SISKA Paddlers for Health

Once again SISKA is participating in the Paddle for Health event out of Willows Beach on September 10th. I have created a team fundraising page and invite SISKA members to participate as paddlers and/or donate to the cause. This can be done through the SISKA Paddlers for Health page. Let me know if you have any questions. Mike Jackson

SISKA's Meetup Site

As many of you may know, SISKA now has a Meetup Site for organizing informal paddles. Currently, 56 SISKA paddlers have joined this site and we have now had several paddles organized.

You can find the SISKA meetup site at Please note that you have to answer some questions and be verified to join the club meetup. The site has a message board ( which can be used for online discussions as well as buying and selling kayaking gear. Members can also upload photos from meetup or club paddles at

Please note that, if you organize a paddle, you need to include the "disclaimer" which can be found in the "About us" button. That information is also pasted below:

This is the meetup page for SISKA. It is intended to foster more interaction and the possibility of non-organized, informal paddles. This Meetup website is for our current members only. Meetup will enable our members to easily communicate with each other and help to coordinate non-club paddles. 

Once you become a member of SISKA you are welcome to join this Meetup website! For general information about SISKA including information on how to join our Club, please visit our main website: 
South Island Sea Kayaking Association

The text below should be part of every paddle notice

**This is not a SISKA paddle. SISKA meetup paddles are not covered by SISKA insurance. All participants are fully responsible for their own safety both on and off the water. Appropriate cold water clothing and  Canadian Coast Guard requirements for their boats are deemed essential. **

If you have any questions, contact Mike Jackson ( or Mark Byrne (

What’s in a Name?

This is our local name series. Most of the information is drawn from “The Encyclopedia of Raincoast Place Names” by Andrew Scott. We have a copy in the library.

Brentwood Bay and Tod Inlet

Brentwood Bay is a popular launch site for SISKA paddles, providing access to Saanich Inlet.
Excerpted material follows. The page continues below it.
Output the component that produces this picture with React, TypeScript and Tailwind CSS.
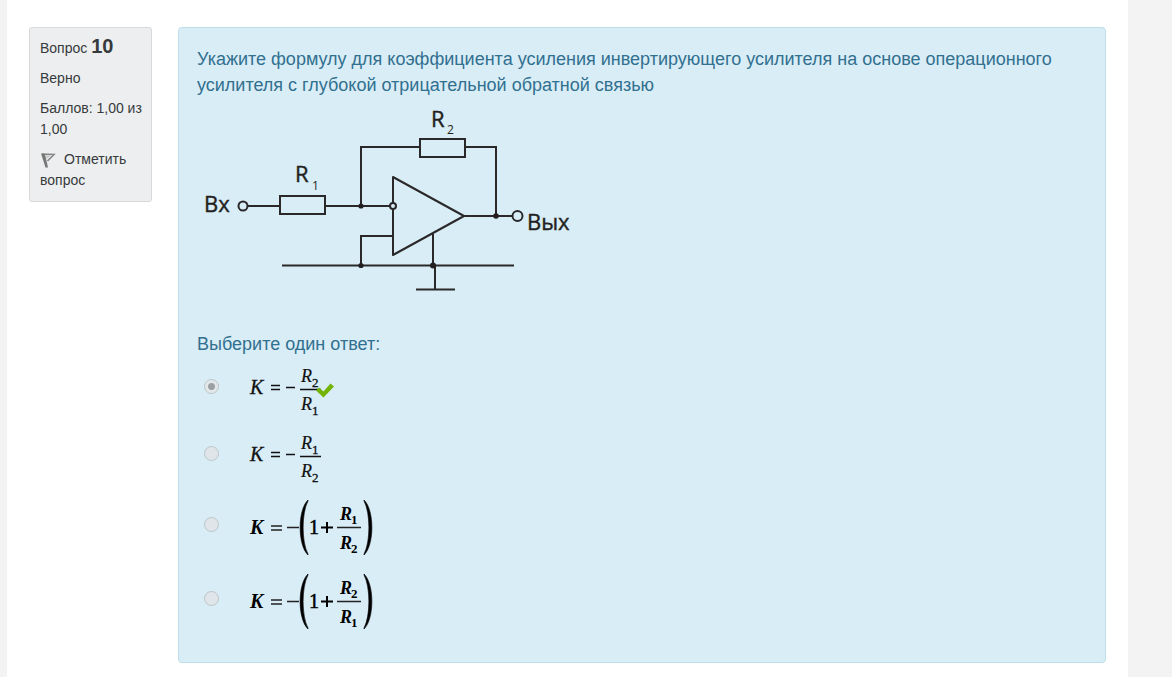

Recently, we had one of our "fireworks paddles" launch there; see the article below.

Brentwood Bay was named after the town in Essex, UK, where the chairman (in 1913) of the BC Electric Railways' board of directors had built a lavish country house. Previously, the bay had been named Sluggett Bay (note nearby Sluggett Point) after John Sluggett who had settled in the area in the 1870s. Brentwood College School (currently in Mill Bay) used to be in Brentwood Bay until it was destroyed by a fire in 1947.
Tod Inlet (and Tod Rock in Oak Bay) was named after John Tod who was an early HBC official and a significant figure in the early colonial history of BC. John Tod eventually retired to an Oak Bay estate which he called Willows Farm.

SISKA Annual Campout June 24-26 2016

Tony Copping described this trip as "one of the most fun campouts I have done, and with a most enjoyable group of paddlers."

It started on Friday, with 14 singles and one double leaving Amherst for Arbutus Point on Portland Island. The crossing near Tsehum Harbour was bumpy but all paddlers were energized and performed well. Paulo did a great job as lead.

After a lunch stop at Shell Beach, we traveled up the west side of Portland to our spectacular destination - an excellent beach with many beautiful campsites, both in the woods and on the bluff next to the beach. It also has the luxury of a food cache and a composting toilet, well worth the modest cost of $4.90 per night.
Relaxing on Portland Island
On Saturday we had 3 activity groups:
  1. a paddle around Moresby Island,
  2. a group trip to Russell Island, and
  3. exploration of the excellent hiking trails around Portland.
Everyone was in great spirits (the non-alcohol kind), had great conversations and told many fine stories. Julie spoiled us with fresh crab, served right on the beach.

Just to round out this superb trip, Sunday provided good weather, a following wind and ebb tide for the return, which made for a leisurely ride back.

Kayakable Birding

Birds are a fine feature of any kayak trip. But which is which? In each Newsletter, we’ll describe a couple of species that you are likely to see at this particular time of year.

This issue, we'll sort out cormorants. Cormorants are fairly large, long-necked divers but, because their feathers rapidly get saturated in the water (which helps them stay below), you will frequently see them sitting on exposed perches, wings spread to dry. We have three species locally, but two are most common year-round.

The Double-crested Cormorant has an orange throat. Adults are dark-breasted, but juveniles have a pale neck and chest. They have a dip in the neck when flying and supposedly are the only local cormorant that will fly over land.
Double-crested Cormorant, drying those soggy wings

The Pelagic Cormorant is smaller than the Double-crested, with a dark face and throat. In the summer, it shows a flashy white flank patch. The neck is thin and held straight out when flying.
Pelagic Cormorant

Butchart Gardens Fireworks Paddle

Debbie Leach led and reported on the Butchart Gardens Fireworks Paddle July 16, 2016.
Eight kayaks launched near dusk on July 16 from near the Brentwood Ferry dock to paddle round the Butchart docks and on to the end of Tod Inlet.

Purple martins and egg yolk jellies were there to greet us. At the sitting beach, we tucked into popcorn, cherries and chocolate treats. 

The fireworks display above the trees was great and the red glow of lower lights shimmered like a forest ablaze.
Silent night running
On the way back, our headlights shone on millions of moon jellies under a waxing gibbous moon peeking though mackerel clouds.

We reached the ramp by 2320 hrs without encountering much boat traffic. A mere 3.45 NM, but it was a magical evening.